There are a couple of thousand insurance and investment companies that do not have reliable cash-value life insurance products in their portfolios. There are fewer than two dozen companies that offer participating whole life insurance as one of their primary products.

It's obvious that the almost one million insurance and financial advisors that can't sell whole life insurance will not praise it as the most versatile, flexible, and powerful financial product in the marketplace today.

The companies that sell participating whole life insurance policies are the most respected and reliable insurance companies in the world. Here's a partial list of companies that manufacture and sell participating whole life insurance -- in alphabetical order:
  • Lafayette Life
  • Mass Mutual Life
  • Mutual Trust Life
  • New York Life
  • Northwestern Mutual Life
  • Ohio National Life
  • One America Life
  • The Guardian Life
These companies all understand and support this idea in one fashion or another.

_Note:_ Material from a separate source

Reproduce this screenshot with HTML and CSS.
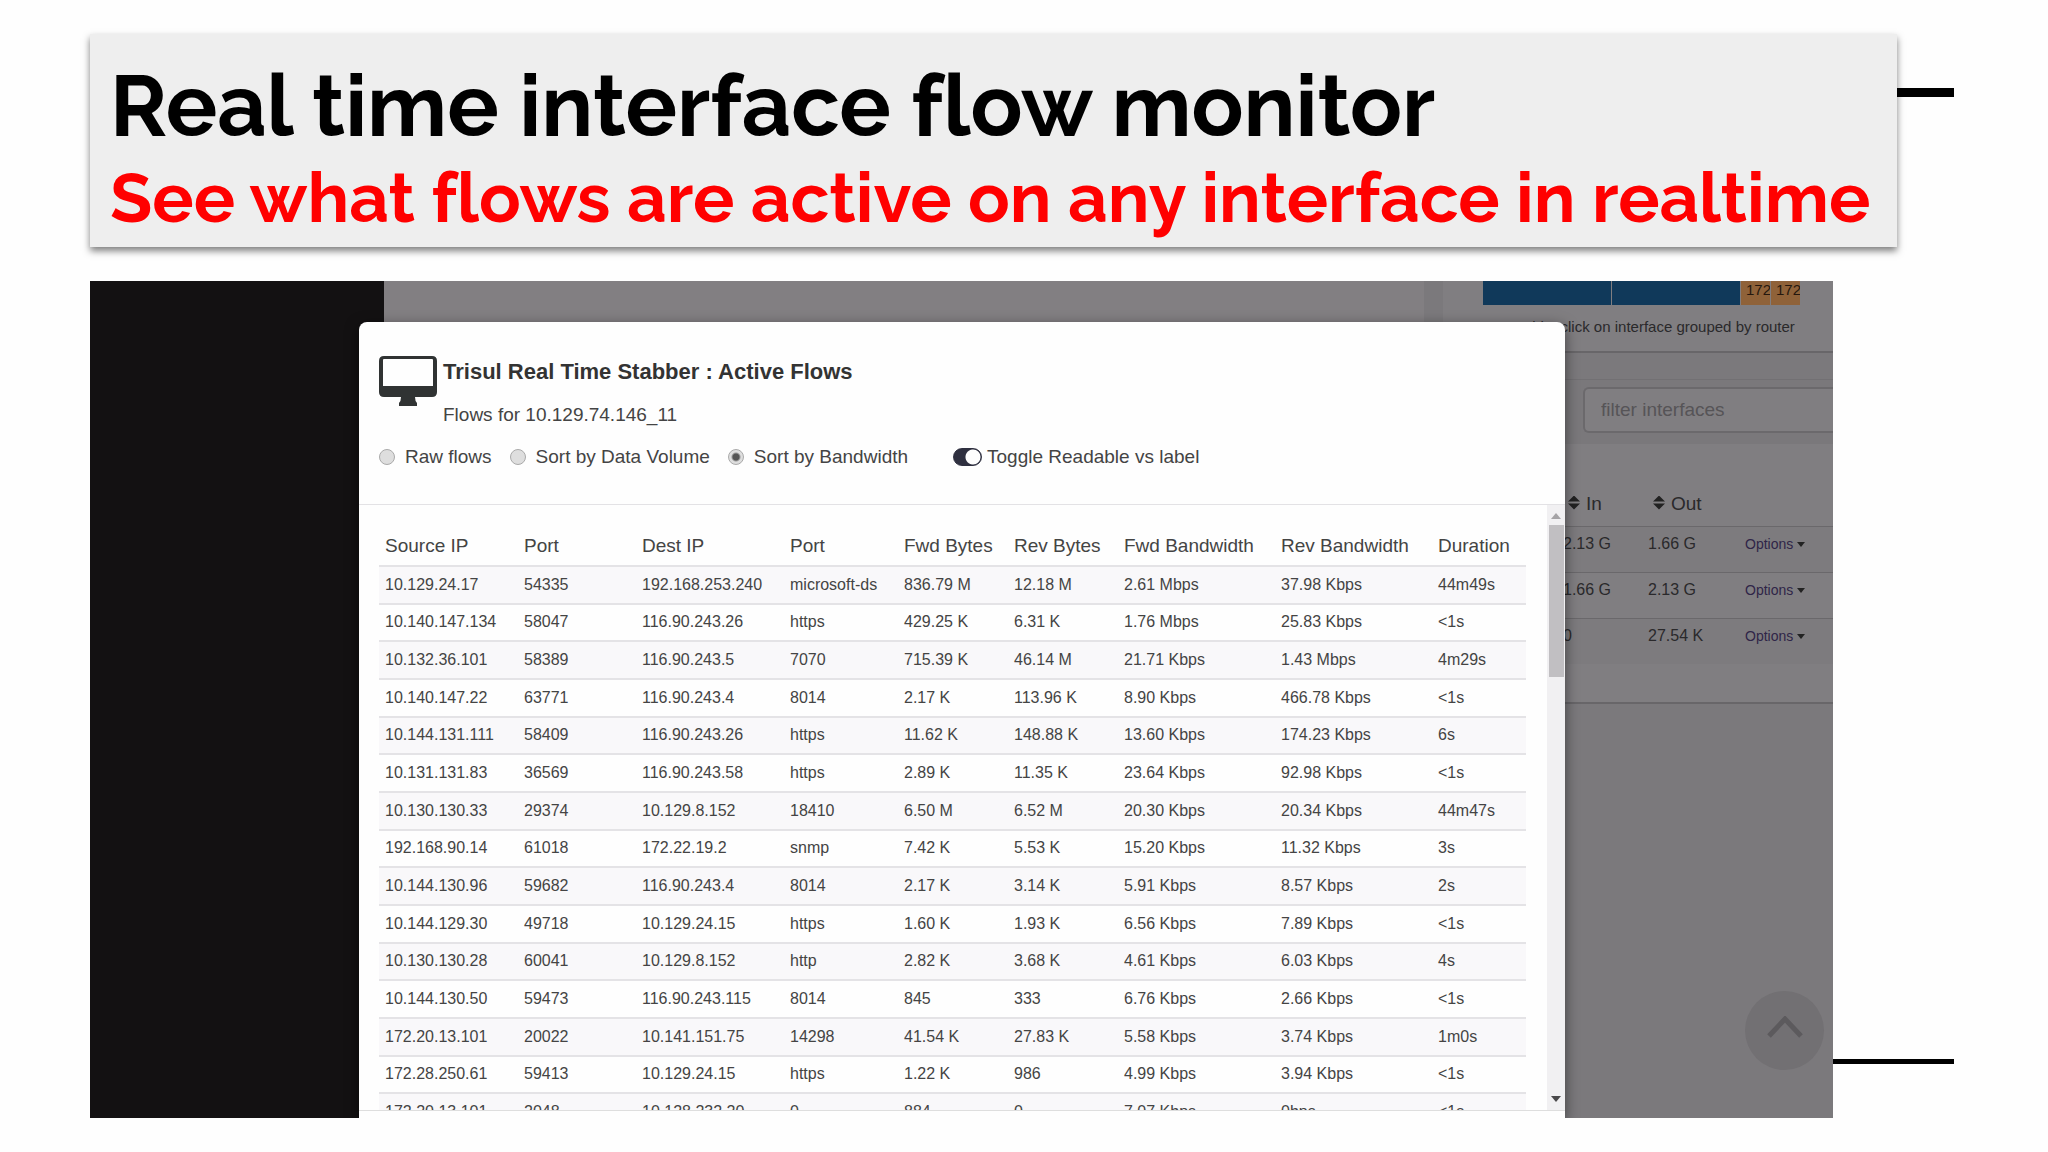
FILE: index.html
```html
<!DOCTYPE html>
<html lang="en">
<head>
    <meta charset="UTF-8">
    <meta name="viewport" content="width=device-width, initial-scale=1.0">
    <title>Real time interface flow monitor</title>
    <link rel="stylesheet" href="styles.css">
</head>
<body>
    <div class="slide">
        <header class="banner">
            <div class="title-box">
                <h1>Real time interface flow monitor</h1>
                <p>See what flows are active on any interface in realtime</p>
            </div>
        </header>

        <main class="shot-row">
            <div class="shot">
                <!-- dimmed page behind the dialog -->
                <div class="page">
                    <div class="sidebar"></div>
                    <div class="content"></div>
                    <div class="gutter"></div>
                    <div class="side-panels">
                        <section class="panel treemap-panel">
                            <div class="treemap">
                                <span class="tile blue"></span>
                                <span class="tile blue"></span>
                                <span class="tile orange">172</span>
                                <span class="tile orange">172</span>
                            </div>
                            <p class="hint">Must table, click on interface grouped by router</p>
                        </section>
                        <section class="panel interfaces-panel">
                            <div class="filter-bar">
                                <input type="text" aria-label="filter interfaces" placeholder="filter interfaces">
                            </div>
                            <table class="interfaces">
                                <thead>
                                    <tr>
                                        <th class="pad"></th>
                                        <th class="rate"><span class="sort"></span>In</th>
                                        <th class="rate"><span class="sort"></span>Out</th>
                                        <th></th>
                                    </tr>
                                </thead>
                                <tbody>
                                    <tr><td></td><td>2.13 G</td><td>1.66 G</td><td><a href="#">Options<span class="caret"></span></a></td></tr>
                                    <tr><td></td><td>1.66 G</td><td>2.13 G</td><td><a href="#">Options<span class="caret"></span></a></td></tr>
                                    <tr><td></td><td>0</td><td>27.54 K</td><td><a href="#">Options<span class="caret"></span></a></td></tr>
                                </tbody>
                            </table>
                        </section>
                    </div>
                </div>

                <button class="to-top" aria-label="Back to top">
                    <svg viewBox="0 0 36 22" width="36" height="22"><path d="M2 20 L18 3 L34 20" fill="none" stroke="#5c5a5d" stroke-width="5"/></svg>
                </button>

                <div class="modal" role="dialog" aria-labelledby="modal-title">
                    <div class="modal-header">
                        <div class="heading">
                            <svg class="desktop" viewBox="0 0 58 50" width="58" height="50">
                                <path fill="#303333" fill-rule="evenodd" d="M5 0H53Q58 0 58 5V36Q58 41 53 41H36Q36 45 38 47V50H20V47Q22 45 22 41H5Q0 41 0 36V5Q0 0 5 0ZM5 3Q4 3 4 4V30H54V4Q54 3 53 3Z"/>
                            </svg>
                            <div>
                                <h2 id="modal-title">Trisul Real Time Stabber : Active Flows</h2>
                                <p>Flows for 10.129.74.146_11</p>
                            </div>
                        </div>
                        <div class="options">
                            <label><input type="radio" name="view">Raw flows</label>
                            <label><input type="radio" name="view">Sort by Data Volume</label>
                            <label><input type="radio" name="view" checked>Sort by Bandwidth</label>
                            <label class="toggle"><input type="checkbox" checked>Toggle Readable vs label</label>
                        </div>
                    </div>
                    <div class="modal-body">
                        <div class="table-wrap">
                            <table class="flows">
                                <colgroup>
                                    <col class="c-source"><col class="c-port"><col class="c-dest"><col class="c-service"><col class="c-bytes"><col class="c-bytes"><col class="c-band"><col class="c-band"><col class="c-duration">
                                </colgroup>
                                <thead>
                                    <tr><th>Source IP</th><th>Port</th><th>Dest IP</th><th>Port</th><th>Fwd Bytes</th><th>Rev Bytes</th><th>Fwd Bandwidth</th><th>Rev Bandwidth</th><th>Duration</th></tr>
                                </thead>
                                <tbody>
                                    <tr><td>10.129.24.17</td><td>54335</td><td>192.168.253.240</td><td>microsoft-ds</td><td>836.79 M</td><td>12.18 M</td><td>2.61 Mbps</td><td>37.98 Kbps</td><td>44m49s</td></tr>
                                    <tr><td>10.140.147.134</td><td>58047</td><td>116.90.243.26</td><td>https</td><td>429.25 K</td><td>6.31 K</td><td>1.76 Mbps</td><td>25.83 Kbps</td><td>&lt;1s</td></tr>
                                    <tr><td>10.132.36.101</td><td>58389</td><td>116.90.243.5</td><td>7070</td><td>715.39 K</td><td>46.14 M</td><td>21.71 Kbps</td><td>1.43 Mbps</td><td>4m29s</td></tr>
                                    <tr><td>10.140.147.22</td><td>63771</td><td>116.90.243.4</td><td>8014</td><td>2.17 K</td><td>113.96 K</td><td>8.90 Kbps</td><td>466.78 Kbps</td><td>&lt;1s</td></tr>
                                    <tr><td>10.144.131.111</td><td>58409</td><td>116.90.243.26</td><td>https</td><td>11.62 K</td><td>148.88 K</td><td>13.60 Kbps</td><td>174.23 Kbps</td><td>6s</td></tr>
                                    <tr><td>10.131.131.83</td><td>36569</td><td>116.90.243.58</td><td>https</td><td>2.89 K</td><td>11.35 K</td><td>23.64 Kbps</td><td>92.98 Kbps</td><td>&lt;1s</td></tr>
                                    <tr><td>10.130.130.33</td><td>29374</td><td>10.129.8.152</td><td>18410</td><td>6.50 M</td><td>6.52 M</td><td>20.30 Kbps</td><td>20.34 Kbps</td><td>44m47s</td></tr>
                                    <tr><td>192.168.90.14</td><td>61018</td><td>172.22.19.2</td><td>snmp</td><td>7.42 K</td><td>5.53 K</td><td>15.20 Kbps</td><td>11.32 Kbps</td><td>3s</td></tr>
                                    <tr><td>10.144.130.96</td><td>59682</td><td>116.90.243.4</td><td>8014</td><td>2.17 K</td><td>3.14 K</td><td>5.91 Kbps</td><td>8.57 Kbps</td><td>2s</td></tr>
                                    <tr><td>10.144.129.30</td><td>49718</td><td>10.129.24.15</td><td>https</td><td>1.60 K</td><td>1.93 K</td><td>6.56 Kbps</td><td>7.89 Kbps</td><td>&lt;1s</td></tr>
                                    <tr><td>10.130.130.28</td><td>60041</td><td>10.129.8.152</td><td>http</td><td>2.82 K</td><td>3.68 K</td><td>4.61 Kbps</td><td>6.03 Kbps</td><td>4s</td></tr>
                                    <tr><td>10.144.130.50</td><td>59473</td><td>116.90.243.115</td><td>8014</td><td>845</td><td>333</td><td>6.76 Kbps</td><td>2.66 Kbps</td><td>&lt;1s</td></tr>
                                    <tr><td>172.20.13.101</td><td>20022</td><td>10.141.151.75</td><td>14298</td><td>41.54 K</td><td>27.83 K</td><td>5.58 Kbps</td><td>3.74 Kbps</td><td>1m0s</td></tr>
                                    <tr><td>172.28.250.61</td><td>59413</td><td>10.129.24.15</td><td>https</td><td>1.22 K</td><td>986</td><td>4.99 Kbps</td><td>3.94 Kbps</td><td>&lt;1s</td></tr>
                                    <tr><td>172.20.13.101</td><td>2048</td><td>10.128.232.20</td><td>0</td><td>884</td><td>0</td><td>7.07 Kbps</td><td>0bps</td><td>&lt;1s</td></tr>
                                </tbody>
                            </table>
                        </div>
                        <div class="scrollbar">
                            <span class="arrow up"></span>
                            <span class="thumb"></span>
                            <span class="arrow down"></span>
                        </div>
                    </div>
                </div>
            </div>
        </main>
    </div>
</body>
</html>
```
FILE: styles.css
```css
* {
    box-sizing: border-box;
}
body {
    margin: 0;
    background-color: #fefefe;
    font-family: "Liberation Sans", Arial, sans-serif;
    color: #444;
}
h1, h2, p {
    margin: 0;
}
.slide {
    padding: 34px 94px 34px 90px;
}

/* title banner with the black rule running out behind it */
.banner {
    padding-right: 57px;
    background: linear-gradient(#000, #000) right 54px / 100px 9px no-repeat;
}
.title-box {
    height: 213px;
    padding: 22px 20px 0;
    background-color: #eee;
    box-shadow: 0 4px 7px rgba(0,0,0,0.5);
    font-family: Raleway, Lato, sans-serif;
    font-weight: bold;
    font-variant-ligatures: none;
    white-space: nowrap;
}
.title-box h1 {
    font-size: 86px;
    line-height: 100px;
    color: #000;
}
.title-box p {
    font-size: 69px;
    line-height: 84px;
    color: #f00;
}

.shot-row {
    margin-top: 34px;
    padding-right: 121px;
    background: linear-gradient(#000, #000) right 778px / 200px 5px no-repeat;
}
.shot {
    position: relative;
    height: 837px;
    overflow: hidden;
    background-color: #7b797c;
}

/* page under the backdrop */
.page {
    display: flex;
    height: 100%;
    color: #2a292b;
}
.sidebar {
    width: 294px;
    background-color: #131112;
}
.content {
    flex: 1;
    background-color: #827f82;
}
.gutter {
    width: 19px;
}
.side-panels {
    width: 390px;
}
.panel {
    background-color: #807e81;
    border-bottom: 2px solid #686669;
}
.treemap-panel {
    height: 72px;
    padding-left: 40px;
}
.treemap {
    display: flex;
    gap: 1px;
    height: 24px;
}
.tile {
    width: 29px;
    padding-left: 5px;
    overflow: hidden;
    font-size: 15px;
    line-height: 18px;
    color: #25180e;
}
.tile.blue {
    width: 128px;
    background-color: #10395a;
}
.tile.orange {
    background-color: #8f6239;
}
.hint {
    margin-top: 13px;
    font-size: 15px;
    line-height: 18px;
    white-space: nowrap;
}
.interfaces-panel {
    height: 325px;
    margin-top: 26px;
    border-top: 1px solid #727073;
}
.filter-bar {
    height: 64px;
    padding: 7px 0 0 140px;
    background-color: #7a787b;
}
.filter-bar input {
    width: 100%;
    height: 46px;
    padding: 0 16px;
    border: 2px solid #6b696c;
    border-right: 0;
    border-radius: 6px 0 0 6px;
    background-color: #807e81;
    font: 19px "Liberation Sans", Arial, sans-serif;
}
.filter-bar input::placeholder {
    color: #565457;
}
.interfaces {
    width: 100%;
    table-layout: fixed;
    border-collapse: collapse;
    text-align: left;
}
.interfaces .pad {
    width: 114px;
}
.interfaces .rate {
    width: 85px;
}
.interfaces th {
    height: 82px;
    padding: 0 0 11px 11px;
    vertical-align: bottom;
    font-size: 19px;
    font-weight: normal;
    line-height: 22px;
    white-space: nowrap;
}
.interfaces td {
    height: 46px;
    padding: 0 0 10px 6px;
    border-top: 1px solid #6a686b;
    font-size: 16px;
    white-space: nowrap;
}
.interfaces tbody tr:nth-child(odd) {
    background-color: #7d7b7e;
}
.interfaces a {
    font-size: 14px;
    color: #2f2548;
    text-decoration: none;
}
.interfaces td:last-child {
    padding-left: 18px;
}
.caret {
    display: inline-block;
    margin: 0 0 2px 4px;
    border: 4px solid transparent;
    border-top: 5px solid #222;
    border-bottom: 0;
}
.sort {
    display: inline-block;
    width: 12px;
    height: 14px;
    margin-right: 6px;
    background-color: #222;
    clip-path: polygon(50% 0, 100% 42%, 0 42%, 0 58%, 100% 58%, 50% 100%, 0 58%, 0 42%);
}
.to-top {
    position: absolute;
    right: 9px;
    bottom: 48px;
    width: 79px;
    height: 79px;
    padding: 0 0 4px;
    border: 0;
    border-radius: 50%;
    background-color: #727073;
}

/* dialog */
.modal {
    position: absolute;
    top: 41px;
    bottom: 0;
    left: 269px;
    right: 268px;
    display: flex;
    flex-direction: column;
    border-radius: 8px 8px 0 0;
    background-color: #fefefe;
    box-shadow: 0 4px 14px rgba(0,0,0,0.5);
}
.modal-header {
    height: 183px;
    padding: 34px 20px 0;
    border-bottom: 1px solid #e3e2e5;
}
.heading {
    display: flex;
    gap: 6px;
}
.heading h2 {
    font-size: 22px;
    line-height: 32px;
    color: #333;
}
.heading p {
    margin-top: 12px;
    font-size: 19px;
    line-height: 30px;
}
.options {
    display: flex;
    margin-top: 15px;
    font-size: 19px;
    line-height: 24px;
}
.options label {
    display: flex;
    align-items: center;
    margin-right: 18px;
    white-space: nowrap;
}
.options input {
    appearance: none;
    flex: none;
    width: 16px;
    height: 16px;
    margin: 0 10px 0 0;
    border: 1px solid #aaa;
    border-radius: 50%;
    background-color: #dedede;
}
.options input[type="radio"]:checked {
    background: radial-gradient(circle, #555 3px, #dedede 5px);
}
.options .toggle {
    margin-left: 27px;
}
.options .toggle input {
    width: 29px;
    height: 18px;
    margin-right: 5px;
    border: 1px solid #2f3040;
    border-radius: 9px;
    background: radial-gradient(circle at 19px 8px, #fefefe 7px, #2f3040 8px);
}
.modal-body {
    display: flex;
    height: 606px;
    overflow: hidden;
    border-bottom: 1px solid #dedede;
}
.table-wrap {
    flex: 1;
    padding: 19px 21px 0 20px;
}
.flows {
    width: 100%;
    height: 605px;
    table-layout: fixed;
    border-collapse: collapse;
    text-align: left;
    white-space: nowrap;
}
.flows th {
    height: 42px;
    padding: 2px 0 0 6px;
    font-size: 19px;
    font-weight: normal;
}
.flows td {
    padding: 0 0 0 6px;
    border-top: 2px solid #e4e3e6;
    font-size: 16px;
}
.flows tbody tr:nth-child(odd) {
    background-color: #f9f8fa;
}
.c-source {
    width: 139px;
}
.c-port {
    width: 118px;
}
.c-dest {
    width: 148px;
}
.c-service {
    width: 114px;
}
.c-bytes {
    width: 110px;
}
.c-band {
    width: 157px;
}
.c-duration {
    width: 94px;
}
.scrollbar {
    display: flex;
    flex-direction: column;
    align-items: center;
    width: 19px;
    padding: 8px 0;
    background-color: #f1f0f2;
}
.arrow {
    border: 5px solid transparent;
}
.arrow.up {
    border-top: 0;
    border-bottom: 6px solid #a5a3a6;
}
.arrow.down {
    margin-top: auto;
    border-bottom: 0;
    border-top: 6px solid #4a494b;
}
.thumb {
    width: 15px;
    height: 152px;
    margin-top: 6px;
    background-color: #c1bfc2;
}
```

They may not specifically endorse my strategies; however, their products and their practices support the use of participating whole life insurance as a savings vehicle with generous loan provisions, flexible premium options, and technical support for insurance and financial advisors.

1 Dr Agon Fly defines conventional wisdom this way, "Thinking what everyone else thinks and doing what everyone else does because that's what everyone else thinks and that's what everyone else does."

2On a recent trip through New Mexico I followed a "scenic" route on the map that led me down a precipitous, 1,000 foot, one-lane, unpaved, twisting and snow-covered road with no turnarounds, into the Rio Grande Canyon. I cursed the map, aka "plan". I didn't think about my preparedness, which called on every driving skill I'd ever learned and 40 years of focused meditation practice and got me through the ordeal. My wife, Sandy, on the other hand, was frozen and white knuckled during the descent.